Commentary by Randall Rothenberg


From Spike Lee to Donald Trump

By Published on .

By now, it’s probably happened to each of you. You’re nestled into the center of a three-seater on the 7:32 from Ronkonkoma, when all of a sudden the calm of the car is shattered by a crescendo from the second of Satie’s “Trois Gnossienness.” Oddly, instead of gliding to the diminuendo, the section repeats twice, growing louder each time, until your seatmate reaches into her Prada shoulder bag, pulls out her mobile phone, and shouts into it, “Hallo?! No, I’m not at Penn Station yet!”

Welcome to the wild world of ring tones. Yes, in our collective quest for individuality, customized cellphone sounds have become the trend du jour. Music, voices, FX, you name it -- all downloadable from the Web -- are rapidly replacing the boring bells, beeps and buzzes loaded in from the shop. Third-party vendors are cropping up to compete with the wireless companies in offering new product. Last week, 2ThumbZ Entertainment announced that it had bought the cellphone rights to fabled Stooge Curly Howard’s “Nyuk, nyuk.” CNET estimates that the 167 million U.S. mobile users have already turned ring tones into a $1 billion annual business for some carriers.

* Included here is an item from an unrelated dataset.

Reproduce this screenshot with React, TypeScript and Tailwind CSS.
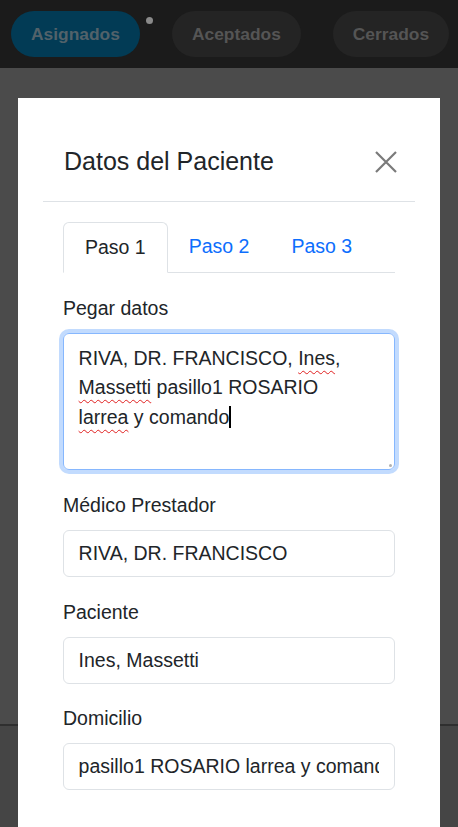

And if cellphone sounds are that significant an industry, you know what’s next: consulting! To get in on the ground floor of what’s sure to be a burgeoning niche in the market for self-expression advisory services, I offer up some recommendations for singular ring tones:

  • President George W. Bush: Bars six through eight of Connie Francis’s “Who’s Sorry Now?”

  • Spike DDB Chairman Spike Lee: That line from the cinema ad: “Movies? Laundry? Same thing.”

  • Larry Page: A bit of kerfuffle from the forgotten Billy Rose lagniappe, “Barney Google With the Goo-Goo-Googly Eyes.”

  • Sergei Brin: Less modestly, any random sentence from Suze Orman’s audiobook reading of her own best-seller, “The Courage to Be Rich.”

  • Advertising Age Proprietor Rance Crain: The opening measures of the Rodgers & Hart song, “Where or When.”

  • Richard Solomon: The haunting Cole Porter tune “I Love Paris.”

  • Sen. John Kerry: “Both Sides Now” (first two measures of the chorus, melody only).

  • Former Interpublic Chairman-CEO Phil Geier: The kind of belch that can only come from indigestion.

  • Martha Stewart: “See You in September” -- just a few bars, of course.

  • Donald Trump: What else? “You’re fired!” in his own voice.

  • Vice President Dick Cheney: Clark Gable delivering the famous final line from “Gone With the Wind.”

  • Sen. John Edwards: Noel Coward’s “Mad About the Boy.”

  • Grey Advertising Chairman-CEO Edward Meyer: The soft harmonies of the Mills Brothers’ rendition of the Alec Wilder tune, “I’ll Be Around.”

  • Viacom Chairman-CEO Sumner Redstone: Exactly the same thing.

I’m open to other recommendations, of course -- there’s sure to be plenty of business for everyone! Just give me a call. I’ll be the last man standing whose cellphone still rings like a bell.